Cofounder, Administrator, and Board President of The Island Yoga Space, Sue Steindorf practically stretches herself into a downward-facing dog position to be sure to stand out of the spotlight and credit everyone involved in the organization. Although Steindorf is the Yoga Space’s manager and guiding force, she is committed to a wider vision for it as a community sacred space that embraces all comers, at just about any ability level and age.
Although yoga is what defines The Space, the people who use it interpret yoga in its broadest sense, as much about a spiritual and emotional pursuit as about a physical practice. Openness and growth, inclusion and respect are words that come up often when Steindorf talks about the place and the work people do there.
So what is The Island Yoga Space? Located next to Island Aikido down a little hill in the southeast corner of Coppertop Loop, The Space is a really rather simple room. Painted in warm orange and green tones, grounded with a light wood floor, and bespeckled with star lanterns, the room is large enough to pack in 80 or 90 people for musical performances but not so big that small classes don’t feel a cozy kind of connectedness.
These days about twenty teachers offer a wide range of classes there each week. There are yoga classes for kids, tweens, teens, and adults. There are pilates classes and tantric meditation groups. There are dance, feldenkrais movement, and unconditional laughter classes.
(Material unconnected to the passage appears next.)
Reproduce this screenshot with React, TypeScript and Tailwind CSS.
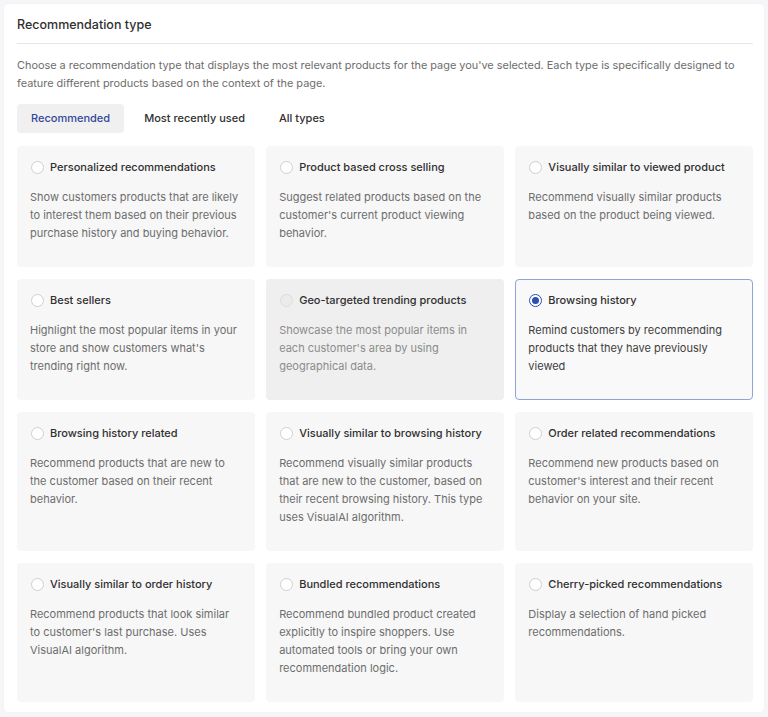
const items = [
  {
    title: "Personalized recommendations",
    desc: "Show customers products that are likely to interest them based on their previous purchase history and buying behavior.",
  },
  {
    title: "Product based cross selling",
    desc: "Suggest related products based on the customer's current product viewing behavior.",
  },
  {
    title: "Visually similar to viewed product",
    desc: "Recommend visually similar products based on the product being viewed.",
  },
  {
    title: "Best sellers",
    desc: "Highlight the most popular items in your store and show customers what's trending right now.",
  },
  {
    title: "Geo-targeted trending products",
    desc: "Showcase the most popular items in each customer's area by using geographical data.",
    disabled: true,
  },
  {
    title: "Browsing history",
    desc: "Remind customers by recommending products that they have previously viewed",
    selected: true,
  },
  {
    title: "Browsing history related",
    desc: "Recommend products that are new to the customer based on their recent behavior.",
  },
  {
    title: "Visually similar to browsing history",
    desc: "Recommend visually similar products that are new to the customer, based on their recent browsing history. This type uses VisualAI algorithm.",
  },
  {
    title: "Order related recommendations",
    desc: "Recommend new products based on customer's interest and their recent behavior on your site.",
  },
  {
    title: "Visually similar to order history",
    desc: "Recommend products that look similar to customer's last purchase. Uses VisualAI algorithm.",
  },
  {
    title: "Bundled recommendations",
    desc: "Recommend bundled product created explicitly to inspire shoppers. Use automated tools or bring your own recommendation logic.",
  },
  {
    title: "Cherry-picked recommendations",
    desc: "Display a selection of hand picked recommendations.",
  },
];

function Radio({ selected, disabled }: { selected?: boolean; disabled?: boolean }) {
  if (selected) {
    return (
      <span className="flex h-[13px] w-[13px] shrink-0 items-center justify-center rounded-full border border-[#2c4fb0] bg-white">
        <span className="h-[7px] w-[7px] rounded-full bg-[#2c4fb0]" />
      </span>
    );
  }
  return (
    <span
      className={
        disabled
          ? "h-[13px] w-[13px] shrink-0 rounded-full border border-[#dcdcdc] bg-[#ebebeb]"
          : "h-[13px] w-[13px] shrink-0 rounded-full border border-[#cfcfcf] bg-white"
      }
    />
  );
}

export default function App() {
  return (
    <div className="min-h-screen bg-[#f6f5f7] p-[4px] font-['Inter',sans-serif]">
      <div className="rounded-[4px] bg-white pb-[10px] pl-[13px] pr-[11px] pt-[12px] shadow-[0_0_2px_rgba(0,0,0,0.06)]">
        <h2 className="border-b border-[#e6e6e6] pb-[9px] text-[12.5px] font-medium leading-[18px] text-[#303030]">
          Recommendation type
        </h2>
        <p className="mt-[12px] text-[10.9px] leading-[18px] text-[#6d6d6d]">
          Choose a recommendation type that displays the most relevant products for the page you've selected. Each type is specifically designed to feature different products based on the context of the page.
        </p>
        <div className="mt-[12px] flex items-center gap-[6px] text-[11px] font-medium">
          <button className="h-[29px] rounded-[4px] bg-[#f0f0f0] px-[14px] text-[#33479a]">Recommended</button>
          <button className="h-[29px] rounded-[4px] px-[14px] text-[#303030]">Most recently used</button>
          <button className="h-[29px] rounded-[4px] px-[14px] text-[#303030]">All types</button>
        </div>
        <div className="mt-[13px] grid grid-cols-3 gap-x-[11.5px] gap-y-[12px]">
          {items.map((it) => (
            <div
              key={it.title}
              className={
                it.selected
                  ? "rounded-[4px] border border-[#8fa3dc] bg-[#f9f9f9] px-[12px] pb-[24px] pt-[11px]"
                  : it.disabled
                  ? "rounded-[4px] border border-transparent bg-[#efefef] px-[12px] pb-[24px] pt-[11px]"
                  : "rounded-[4px] border border-transparent bg-[#f7f7f7] px-[12px] pb-[24px] pt-[11px]"
              }
            >
              <div className="flex items-center gap-[6px] pl-[1px]">
                <Radio selected={it.selected} disabled={it.disabled} />
                <span className="text-[11px] font-medium leading-[18px] text-[#303030]">{it.title}</span>
              </div>
              <p
                className={
                  it.disabled
                    ? "mt-[12px] text-[11px] leading-[18px] text-[#8c8c8c]"
                    : it.selected
                    ? "mt-[12px] text-[11px] leading-[18px] text-[#404040]"
                    : "mt-[12px] text-[11px] leading-[18px] text-[#6d6d6d]"
                }
              >
                {it.desc}
              </p>
            </div>
          ))}
        </div>
      </div>
    </div>
  );
}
Kids with disabilities show up. People with cancer show up. Women, men, girls, and boys show up. There are book groups with first-class guest authors like Claire Dederer. There are movie groups, solstice gatherings, astrology classes, and Indian music performances. Steve Gold has played there.
There also are yoga retreats for instructors. One yoga teacher, who came from Kirkland, told Sue he had gone to yoga retreats all over the country for years and thought the one at The Island Yoga Space was the most worthwhile of any he had attended.
Steindorf wasn’t always a yoga teacher. She started her career as a physical therapist, working first at Children’s Hospital in Seattle and then for twenty years in the Bainbridge Public Schools. More and more she was seeing kids with special needs—kids with Down Syndrome, Cerebral Palsy, and spectrum issues like Autism and Asberger’s, as well as “quirky” kids who just didn’t fit well into the traditional classroom structure. She said she was watching them grow up into adults who were alienated from their bodies, often unfit and overweight.
Looking for ways to help teach these kids lifelong healthy practices, Steindorf accidentally stumbled into yoga. She had tagged along with her husband to a few yoga classes but was by no means a convert. It took strenuous pressure from colleagues and friends to get her to attend a yoga retreat, Yogaville, in Virginia. She says when she came back she was a different person.
A friend asked her to offer a yoga group for teen girls in crisis, and the group was so helpful for the girls that people kept on asking Steindorf to offer more resources for the community.
In 2005 she and a loose group of practitioners rented the space in Sportsman Park on Coppertop Loop and started a co-op. But in time the landlord wanted steady rent, and the co-op organization wasn’t working, so in 2009 Steindorf fronted the money and leadership to turn it into a nonprofit organization with a board of directors. Calling it her “unplanned pregnancy,” Steindorf isn’t joking with the metaphor. She sees her role as “raising a baby for the community,” offering “whatever seems to show up.”
Board member and instructor at The Island Yoga Space, psychotherapist Elizabeth Turner says, “Sue creates a wonderful atmosphere—the opposite of a yoga mill type of experience.” Turner points out that new research shows that yoga “is a tremendous tool for healing.” A longtime practitioner of yoga and mindfulness, Turner was drawn to Steindorf’s philosophy of yoga, which isn’t body-centric but instead “with intention creates a healthy community spiritually, physically, and emotionally.”
As for the kids in Steind
orf’s current fall Kids Yoga class, yoga is many things. Eight-year-old Rachel says it’s a chance to “stretch out into the room and move my body.” And she likes the star lights. For 4-year-old Tobin, who has Cardiomyopathy, a permanent heart condition that makes vigorous activity potentially fatal, the class is a chance to get to move and learn about his body without putting too much strain on his heart.
Steindorf says working with differently-abled kids is one of her favorite parts of her work. She believes they often have a closer connection with the sacred in and around themselves, to which many of us are too often blind. One of her most inspiring moments was working with a high-functioning autistic boy who got deep into the place of “satchidananda,” the union of “truth,” “knowledge,” and “joy.” It is the place she hopes everyone will find when they arrive at The Island Yoga Space.